Fulton v. City of Philadelphia
July 1, 2021
In March 2018, the city of Philadelphia learned that two of its foster care providers—Bethany and Catholic Social Services, both taxpayer-funded agencies—wouldn’t allow same-sex couples to be foster parents. It’s notable to mention that these providers were turning away qualified foster parents at a time when the city put out an urgent call for more fostering. In response, the city stopped referring children to Bethany and CSS, and then CSS, along with four of its foster parents, sued the city.
The Plaintiffs asked the court to order the city to renew its contract with CSS. In plain terms, their argument centered on the rights to free speech and free exercise of religion. Or, in the words of the ACLU of Pennsylvania, the Plaintiffs posited that they had a right “to reject qualified same-sex couples because they were same-sex couples.” The ACLU of Pennsylvania, joined by the national ACLU, intervened in the lawsuit. On behalf of the Support Center for Child Advocates and Philadelphia Family Pride, they contended that “Child Advocates and PFP and the people they serve would be harmed by a ruling in favor of CSS.”
Some three years later, on June 17, 2021, the Supreme Court of the United States ruled on Fulton v. City of Philadelphia. SCOTUS unanimously held that “governments can enforce nondiscrimination laws as long as they do so neutrally, but that the city of Philadelphia was not neutral in its application of its nondiscrimination laws.” In essence, the city’s decision not to renew CSS’ contract was found to be unconstitutional.
While some advocates expressed relief that nondiscrimination laws are enforceable, it’s worth noting that this case didn’t question the right for CSS or other like foster care providers to deny services for religious reasons. This is a devastating decision in that it significantly expands the preferential treatment given to religious claimants. It’s reasonable to worry that SCOTUS will continue its longstanding pattern of affording protections to religious institutions, such as CSS, at the expense of human rights, including LGBTQIA+ rights.
Fulton v. Philadelphia begs the question: Why are we so reliant on religious institutions to provide basic services? Debates over federal spending, from all political parties, center on how we view the role of ourselves, our communities, and our government in supporting people.

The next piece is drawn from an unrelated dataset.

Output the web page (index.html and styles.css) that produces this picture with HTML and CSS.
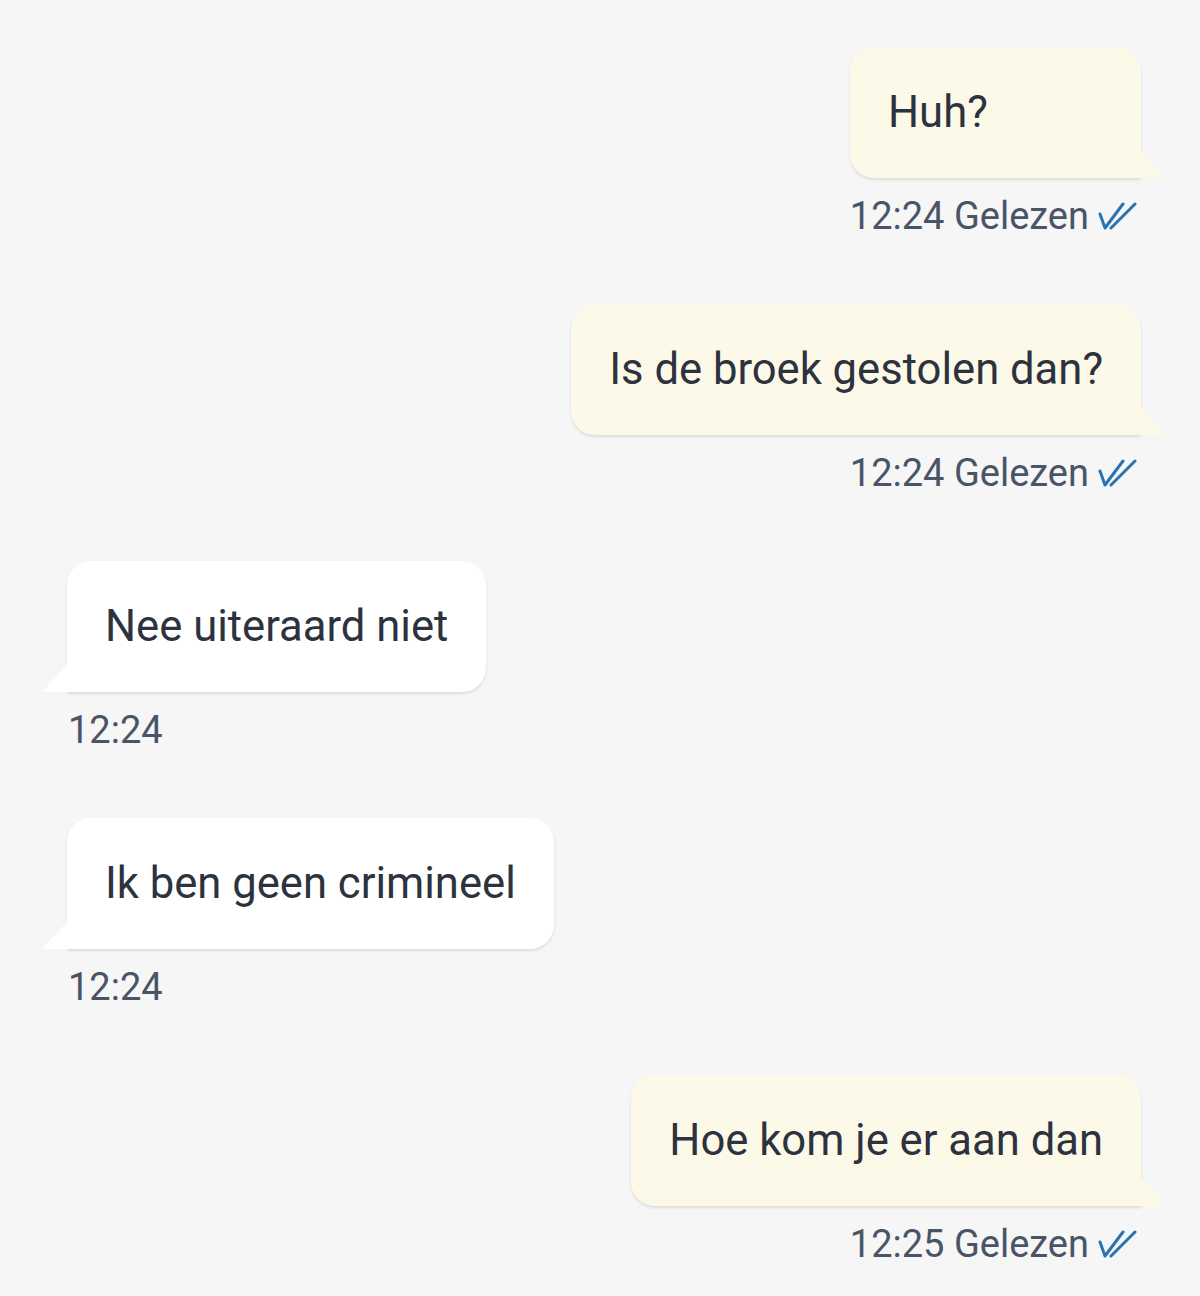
FILE: index.html
```html
<!DOCTYPE html>
<html>
<head>
<meta charset="utf-8">
<link rel="stylesheet" href="styles.css">
</head>
<body>
<div class="chat">
  <div class="msg out">
    <div class="bubble">Huh?</div>
    <div class="meta">12:24 Gelezen <svg class="check" viewBox="0 0 40 30" width="40" height="30"><path d="M3 13 L8 27 L26 3 M14 27 L38 3" fill="none" stroke="#2a73b0" stroke-width="3" stroke-linecap="round" stroke-linejoin="round"/></svg></div>
  </div>
  <div class="msg out">
    <div class="bubble">Is de broek gestolen dan?</div>
    <div class="meta">12:24 Gelezen <svg class="check" viewBox="0 0 40 30" width="40" height="30"><path d="M3 13 L8 27 L26 3 M14 27 L38 3" fill="none" stroke="#2a73b0" stroke-width="3" stroke-linecap="round" stroke-linejoin="round"/></svg></div>
  </div>
  <div class="msg in">
    <div class="bubble">Nee uiteraard niet</div>
    <div class="meta">12:24</div>
  </div>
  <div class="msg in">
    <div class="bubble">Ik ben geen crimineel</div>
    <div class="meta">12:24</div>
  </div>
  <div class="msg out">
    <div class="bubble">Hoe kom je er aan dan</div>
    <div class="meta">12:25 Gelezen <svg class="check" viewBox="0 0 40 30" width="40" height="30"><path d="M3 13 L8 27 L26 3 M14 27 L38 3" fill="none" stroke="#2a73b0" stroke-width="3" stroke-linecap="round" stroke-linejoin="round"/></svg></div>
  </div>
</div>
</body>
</html>
```
FILE: styles.css
```css
html, body {
  margin: 0;
  padding: 0;
  background: #f6f6f6;
}
body {
  font-family: Roboto, "Liberation Sans", sans-serif;
}
.chat {
  display: flex;
  flex-direction: column;
  gap: 68px;
  padding: 47px 59px 0 67px;
}
.msg {
  display: flex;
  flex-direction: column;
}
.msg.out { align-items: flex-end; }
.msg.in { align-items: flex-start; }
.bubble {
  position: relative;
  box-sizing: border-box;
  height: 131px;
  min-width: 291px;
  padding: 0 38px;
  display: flex;
  align-items: center;
  font-size: 43.6px;
  color: #2c323e;
  border-radius: 24px;
  box-shadow: 0 2px 3px rgba(0,0,0,0.10);
}
.out .bubble {
  background: #fdf9e8;
  border-bottom-right-radius: 0;
}
.in .bubble {
  background: #ffffff;
  border-bottom-left-radius: 0;
}
.bubble::after {
  content: "";
  position: absolute;
  bottom: 0;
  width: 26px;
  height: 28px;
}
.out .bubble::after {
  right: -25px;
  background: #fdf9e8;
  clip-path: polygon(0 0, 100% 100%, 0 100%);
}
.in .bubble::after {
  left: -25px;
  background: #ffffff;
  clip-path: polygon(100% 0, 100% 100%, 0 100%);
}
.meta {
  display: flex;
  align-items: center;
  gap: 12px;
  margin-top: 18px;
  height: 40px;
  font-size: 38px;
  color: #4a5467;
}
.out .meta { margin-right: 4px; }
.in .meta { margin-left: 1px; }
.check { display: block; margin-left: -4px; }
```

The federal government extends special treatment of religious institutions, and it also funds them. Per Oklahoma Representative Steve Russell’s 2016 testimony, the federal government awards over 2,000 contracts to religious organizations each year. And as Emma Green notes, “much of the infrastructure and money involved in the charitable provision of social services is associated with religion.” In a country where the social safety net is dreadfully insufficient (if not nonexistent), people rely on non-governmental organizations—often religious organizations—to oversee and offer critical resources.
For example, while we have the Supplemental Nutrition Assistance Program (SNAP), it excludes many people, including undocumented folks. Food banks are often the only source of aid for people excluded from aid programs. Even for those who have SNAP benefits, a trip to a food bank might still be necessary, and many food banks are run by religious groups. People need sustenance, and children need safe, healthy home environments. States run foster care programs, but they contract to nonprofits, both secular and religious.
The state cannot—or will not—give people the amount of quality, necessary social services they deserve, so other entities step in. I’m glad that religious organizations can give people a place to turn, but I’m upset that the state fails people in the first place. We at Woodhull Freedom Foundation recognize that the fight for sexual freedom is deeply tied to the human right to family, a right that the state should promote and protect. We firmly believe that LGBTQIA+ people should be able to parent, including through fostering, and the government shouldn’t be required to fund discriminatory religious agencies.